What is expected: Write out the material again exactly, please, and omit the pictures.

>> START

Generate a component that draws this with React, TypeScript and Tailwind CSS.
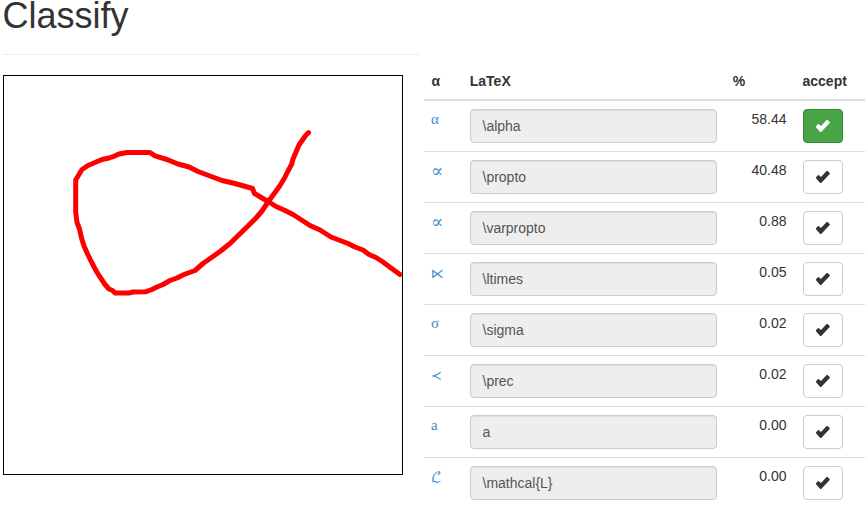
type Candidate = { symbol: string; latex: string; score: string; glyph: string };

const serif = "font-['Liberation_Serif','DejaVu_Serif','DejaVu_Sans',serif]";
const math = "font-['DejaVu_Math_TeX_Gyre','DejaVu_Serif',serif]";

const candidates: Candidate[] = [
  { symbol: "α", latex: "\\alpha", score: "58.44", glyph: `${serif} text-[15px] pt-2` },
  { symbol: "∝", latex: "\\propto", score: "40.48", glyph: `${serif} text-[18px] pt-[9px]` },
  { symbol: "∝", latex: "\\varpropto", score: "0.88", glyph: `${serif} text-[18px] pt-[9px]` },
  { symbol: "⋉", latex: "\\ltimes", score: "0.05", glyph: `${serif} text-[13px] pt-[10px]` },
  { symbol: "σ", latex: "\\sigma", score: "0.02", glyph: `${serif} text-[15px] pt-2` },
  { symbol: "≺", latex: "\\prec", score: "0.02", glyph: `${serif} text-[13px] pt-[10px]` },
  { symbol: "a", latex: "a", score: "0.00", glyph: `${serif} text-[15px] pt-2` },
  { symbol: "ℒ", latex: "\\mathcal{L}", score: "0.00", glyph: `${math} text-[14px] pt-[10px]` },
];

const columns = "grid grid-cols-[38px_263px_70px_1fr]";

function Check() {
  return (
    <svg width="16" height="14" viewBox="0 0 16 14" fill="currentColor" aria-hidden="true">
      <path d="M1 7.3 L2.9 5.3 Q3.4 4.9 3.9 5.3 L6 7.1 L11.6 1.1 Q12.1 .7 12.6 1.1 L14.7 3.1 Q15.1 3.6 14.7 4.1 L6.2 12.9 Q5.7 13.3 5.2 12.9 L1 8.3 Q0.6 7.8 1 7.3 Z" />
    </svg>
  );
}

function Drawing() {
  return (
    <svg width="398" height="398" viewBox="4 76 398 398" className="block">
      <path
        d="M308.5 132.7 L306 135 L299 145 L296 152 L293 159 L291.5 164.5 L288 171 L284 179 L279 187 L268 202 L262 211 L256 218 L250 224 L230 243.5 L220 251.5 L203 263.5 L195 270.5 L184 274.5 L177 278 L170 280.5 L163 284.5 L157 287 L152 289.5 L146 291.7 L133 292 L129 293 L115 293 L112.5 290.5 L109 289 L105 284.5 L101 278.5 L96.5 271.5 L92 263 L87.5 254 L84 246 L81.5 238 L79.5 229 L77 222.5 L75.7 212 L75.7 180 L82 169.5 L88 165.5 L95 162.5 L102 159.5 L109 158 L114 156.3 L119 154 L127 152.5 L150 152.5 L155 155.8 L167 159.5 L178 164 L189 167 L198 171.5 L210 176 L222 180.5 L235 183.5 L252.5 188.5 L254.5 193.5 L262 198 L269 202 L276 206.5 L284 210 L293 214.5 L310 225.5 L320 230 L331 237 L348 243.5 L355 247 L363 250 L369 254.5 L376 257.5 L383 262 L391 268 L400 274.5"
        fill="none"
        stroke="#ff0000"
        strokeWidth="5"
        strokeLinecap="round"
        strokeLinejoin="round"
      />
    </svg>
  );
}

export default function App() {
  return (
    <main className="flex h-[514px] w-[865px] bg-white pl-[3px] font-['Liberation_Sans',Arial,sans-serif] text-[14px] leading-5 text-[#333333]">
      <section className="w-[417px] shrink-0">
        <h1 className="h-[55px] border-b border-[#eeeeee] text-[36px] leading-8 font-normal -indent-[0.5px]">Classify</h1>
        <div className="mt-5 size-[400px] border border-black">
          <Drawing />
        </div>
      </section>

      <section className="ml-1 flex-1 pt-[63px]">
        <div className={`${columns} border-b-2 border-[#dddddd] font-bold`}>
          <div className="py-2 pl-[7.5px]">α</div>
          <div className="py-2 pl-[7.75px]">LaTeX</div>
          <div className="py-2 pl-[7.75px]">%</div>
          <div className="py-2 pl-[7.5px]">accept</div>
        </div>
        {candidates.map((c, i) => (
          <div key={c.latex} className={`${columns} ${i > 0 ? "border-t border-[#dddddd]" : ""}`}>
            <div className={`h-10 pl-[7px] text-[#428bca] ${c.glyph} leading-5`}>{c.symbol}</div>
            <div className="p-2">
              <div className="h-[34px] rounded-[4px] border border-[#cccccc] bg-[#eeeeee] py-1.5 pl-[11.5px] text-[#555555] shadow-[inset_0_1px_1px_rgba(0,0,0,0.075)]">
                {c.latex}
              </div>
            </div>
            <div className="py-2 pr-[8.5px] text-right">{c.score}</div>
            <div className="p-2">
              <button
                className={`flex h-[34px] w-10 items-center justify-center rounded-[4px] border ${
                  i === 0 ? "border-[#398439] bg-[#47a447] text-white" : "border-[#cccccc] bg-white text-[#333333]"
                }`}
              >
                <Check />
              </button>
            </div>
          </div>
        ))}
      </section>
    </main>
  );
}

>> END

Task solution:
Generate a component that draws this with React, TypeScript and Tailwind CSS.
type Candidate = { symbol: string; latex: string; score: string; glyph: string };

const serif = "font-['Liberation_Serif','DejaVu_Serif','DejaVu_Sans',serif]";
const math = "font-['DejaVu_Math_TeX_Gyre','DejaVu_Serif',serif]";

const candidates: Candidate[] = [
  { symbol: "α", latex: "\\alpha", score: "58.44", glyph: `${serif} text-[15px] pt-2` },
  { symbol: "∝", latex: "\\propto", score: "40.48", glyph: `${serif} text-[18px] pt-[9px]` },
  { symbol: "∝", latex: "\\varpropto", score: "0.88", glyph: `${serif} text-[18px] pt-[9px]` },
  { symbol: "⋉", latex: "\\ltimes", score: "0.05", glyph: `${serif} text-[13px] pt-[10px]` },
  { symbol: "σ", latex: "\\sigma", score: "0.02", glyph: `${serif} text-[15px] pt-2` },
  { symbol: "≺", latex: "\\prec", score: "0.02", glyph: `${serif} text-[13px] pt-[10px]` },
  { symbol: "a", latex: "a", score: "0.00", glyph: `${serif} text-[15px] pt-2` },
  { symbol: "ℒ", latex: "\\mathcal{L}", score: "0.00", glyph: `${math} text-[14px] pt-[10px]` },
];

const columns = "grid grid-cols-[38px_263px_70px_1fr]";

function Check() {
  return (
    <svg width="16" height="14" viewBox="0 0 16 14" fill="currentColor" aria-hidden="true">
      <path d="M1 7.3 L2.9 5.3 Q3.4 4.9 3.9 5.3 L6 7.1 L11.6 1.1 Q12.1 .7 12.6 1.1 L14.7 3.1 Q15.1 3.6 14.7 4.1 L6.2 12.9 Q5.7 13.3 5.2 12.9 L1 8.3 Q0.6 7.8 1 7.3 Z" />
    </svg>
  );
}

function Drawing() {
  return (
    <svg width="398" height="398" viewBox="4 76 398 398" className="block">
      <path
        d="M308.5 132.7 L306 135 L299 145 L296 152 L293 159 L291.5 164.5 L288 171 L284 179 L279 187 L268 202 L262 211 L256 218 L250 224 L230 243.5 L220 251.5 L203 263.5 L195 270.5 L184 274.5 L177 278 L170 280.5 L163 284.5 L157 287 L152 289.5 L146 291.7 L133 292 L129 293 L115 293 L112.5 290.5 L109 289 L105 284.5 L101 278.5 L96.5 271.5 L92 263 L87.5 254 L84 246 L81.5 238 L79.5 229 L77 222.5 L75.7 212 L75.7 180 L82 169.5 L88 165.5 L95 162.5 L102 159.5 L109 158 L114 156.3 L119 154 L127 152.5 L150 152.5 L155 155.8 L167 159.5 L178 164 L189 167 L198 171.5 L210 176 L222 180.5 L235 183.5 L252.5 188.5 L254.5 193.5 L262 198 L269 202 L276 206.5 L284 210 L293 214.5 L310 225.5 L320 230 L331 237 L348 243.5 L355 247 L363 250 L369 254.5 L376 257.5 L383 262 L391 268 L400 274.5"
        fill="none"
        stroke="#ff0000"
        strokeWidth="5"
        strokeLinecap="round"
        strokeLinejoin="round"
      />
    </svg>
  );
}

export default function App() {
  return (
    <main className="flex h-[514px] w-[865px] bg-white pl-[3px] font-['Liberation_Sans',Arial,sans-serif] text-[14px] leading-5 text-[#333333]">
      <section className="w-[417px] shrink-0">
        <h1 className="h-[55px] border-b border-[#eeeeee] text-[36px] leading-8 font-normal -indent-[0.5px]">Classify</h1>
        <div className="mt-5 size-[400px] border border-black">
          <Drawing />
        </div>
      </section>

      <section className="ml-1 flex-1 pt-[63px]">
        <div className={`${columns} border-b-2 border-[#dddddd] font-bold`}>
          <div className="py-2 pl-[7.5px]">α</div>
          <div className="py-2 pl-[7.75px]">LaTeX</div>
          <div className="py-2 pl-[7.75px]">%</div>
          <div className="py-2 pl-[7.5px]">accept</div>
        </div>
        {candidates.map((c, i) => (
          <div key={c.latex} className={`${columns} ${i > 0 ? "border-t border-[#dddddd]" : ""}`}>
            <div className={`h-10 pl-[7px] text-[#428bca] ${c.glyph} leading-5`}>{c.symbol}</div>
            <div className="p-2">
              <div className="h-[34px] rounded-[4px] border border-[#cccccc] bg-[#eeeeee] py-1.5 pl-[11.5px] text-[#555555] shadow-[inset_0_1px_1px_rgba(0,0,0,0.075)]">
                {c.latex}
              </div>
            </div>
            <div className="py-2 pr-[8.5px] text-right">{c.score}</div>
            <div className="p-2">
              <button
                className={`flex h-[34px] w-10 items-center justify-center rounded-[4px] border ${
                  i === 0 ? "border-[#398439] bg-[#47a447] text-white" : "border-[#cccccc] bg-white text-[#333333]"
                }`}
              >
                <Check />
              </button>
            </div>
          </div>
        ))}
      </section>
    </main>
  );
}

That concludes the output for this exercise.